3. FAQ Schema for AI Citation and SERP Features
FAQ structured data was deployed across collection pages following a playbook validated on the skinny jeans collection. The sequence of content publication, FAQ addition, and FAQ schema deployment drove 172% revenue growth on that page in a single reporting cycle. The same three-step sequence was then scaled across the site.
FAQ schema operates as a dual-channel lever. In traditional search, it captures People Also Ask placements and featured snippet eligibility. In AI search, it makes content machine-readable for systems evaluating citation eligibility. Luxury fashion queries including "what is the best luxury swimwear brand," "are silk camisoles worth it," and "how to style a blazer" represent high-value AI citation surfaces that FAQ schema directly enables.
4. Internal Linking Architecture
A hub-spoke internal linking model was built across the swimwear, denim, and accessories verticals. The swim collection was connected to its sub-collections: bikinis, one-pieces, cover-ups, and bathing suits. The denim collection was linked to skinny jeans, straight-fit jeans, jean jackets, and coated jeans.
This architecture distributed authority from high-traffic collection pages to sub-collections that had no link equity and therefore no meaningful ranking potential. Collections receiving link equity for the first time began ranking and converting within the same month.
5. GEO Infrastructure Built Into Every Deliverable
AI visibility was not treated as a separate workstream. It was built into every content and technical improvement.
Structured data, FAQ coverage, and fact-dense category descriptions gave AI engines the signals needed to extract and cite the brand in response to luxury fashion queries. Every collection page that received content and schema work became more machine-readable to AI systems at the same time. That compounding approach drove AI sessions from 29 in January 2025 to a peak of 912 by August 2025, and AI revenue from $617 across the first six months to $32,931 across the second.
The Results
Organic Revenue: 60% Year-Over-Year Growth
Revenue per click grew 47.85% year-over-year, confirming that each organic visitor was generating materially more revenue, not just that traffic volume increased.
AI Channel: 52x Revenue Growth
AI Metric | Aug 2024 - Jan 2025 | Aug 2025 - Jan 2026 | Growth |
|---|---|---|---|
AI Sessions | 152 | 6,005 | +3,851% |
AI Revenue | $617 | $32,931 | +5,237% |
The AI channel moved from rounding error to a meaningful and growing revenue contributor. AI-referred visitors demonstrate higher engagement rates and stronger purchase intent than average organic visitors, making this a premium acquisition channel with a long compounding runway.
Collection Page Performance (January 2026, Month-Over-Month)

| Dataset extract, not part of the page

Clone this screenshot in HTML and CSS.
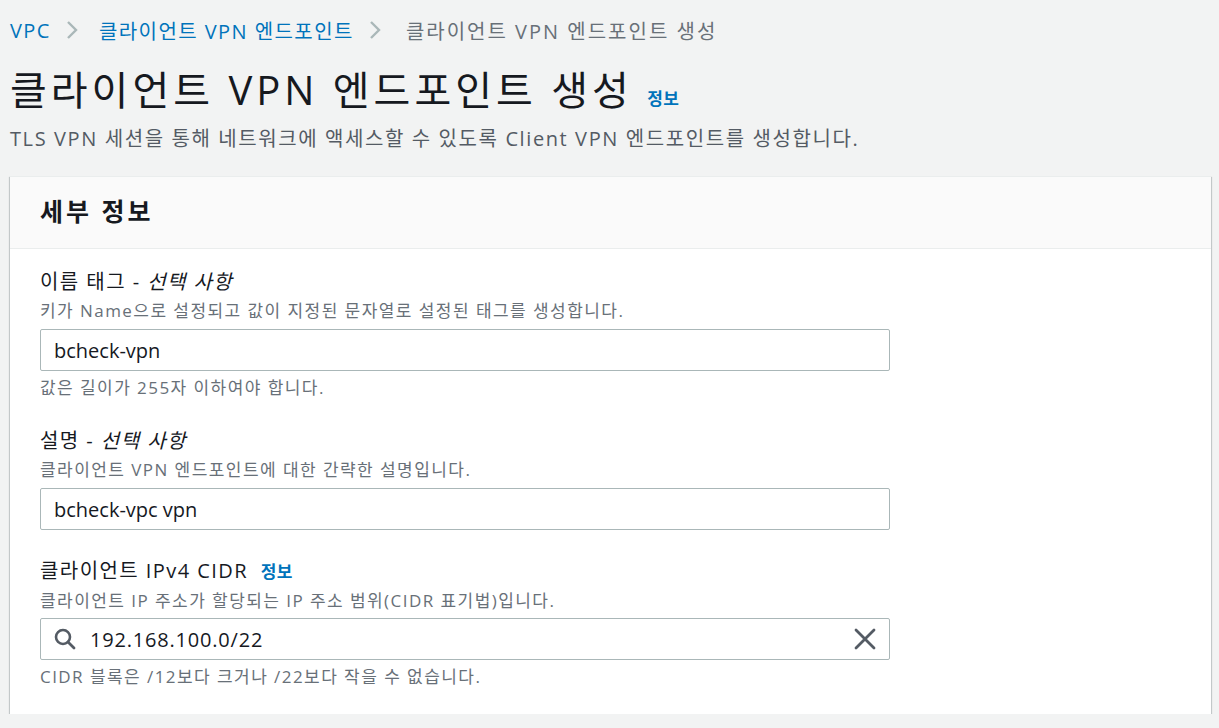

Collection | Revenue Growth Change |
|---|---|
Swim | +155% |
Jeans | +40% |
Blazers and Jackets | +121% |
Skinny Jeans | +172% |
Belts | +1,275% |
Sets | +168% |
Swim Cover-Ups | First revenue |
Bikinis | First revenue |
Cardigans | First revenue |
Keyword and Visibility Growth
Keywords ranked grew from 138,271 to 168,935, a 22% increase over six months. High-value non-branded queries gained significant ground: "luxury swimwear" moved from position 14.1 to 11.3 with clicks growing from 14 to 47; "bikinis" moved from position 30.6 to 22.7 with clicks surging from 5 to 34; "silk camisole" improved from 11.2 to 8.7; "designer swimsuit" generated 521% revenue growth. Total clicks grew 13% year-over-year and branded clicks grew 31%, indicating both new customer acquisition and stronger branded engagement from a larger audience.
Why It Worked
Factor | Impact |
|---|---|
Content built around search demand, not brand language | Collection pages ranked and converted within the same optimization cycle because each description addressed real buyer intent |
Meta title fixes as immediate revenue unlocks | Correcting sub-30-character titles produced measurable CTR lifts on pages already receiving impressions but failing to earn clicks |
FAQ schema as a dual-channel lever | Every FAQ deployment captured traditional SERP features and AI citation eligibility simultaneously, compounding the return on each task |
Hub-spoke internal linking | Sub-collections with zero link equity began ranking within weeks of receiving structured links from parent collection pages |
GEO built into SEO execution | AI revenue grew 52x because content and schema improvements made the brand's catalog machine-readable by design, not as a separate initiative |
Replicable two-step playbook | Title fix plus collection content publication activated first-ever revenue on cover-ups, bikinis, and cardigans with the same pattern each time |
Business Impact
60% revenue growth from organic search over six months came from fixing the infrastructure. Collection pages that had been invisible in both traditional and AI search became ranking, clicking, and converting destinations within a single content cycle.
The AI channel moved from negligible to meaningful and continues to compound. At $32,931 in AI-attributed revenue over six months and trending upward, the brand now has presence in the generative search layer that will grow as AI-powered search captures a larger share of luxury fashion discovery.
The systematic approach validated a replicable playbook. Title fixes plus collection content publication activated first-ever revenue on multiple category pages with the same two-step pattern. FAQ schema plus structured content drove 172% growth on skinny jeans. The same sequence is now being applied across the remaining 40+ collection pages, with swimwear, silk, and accessories verticals as the next priority.
For a brand with wholesale presence at Bergdorf, Neiman Marcus, and Nordstrom and an expanding global retail footprint, the organic search channel is becoming a proportionally larger and more efficient revenue driver. One that does not scale linearly with spend.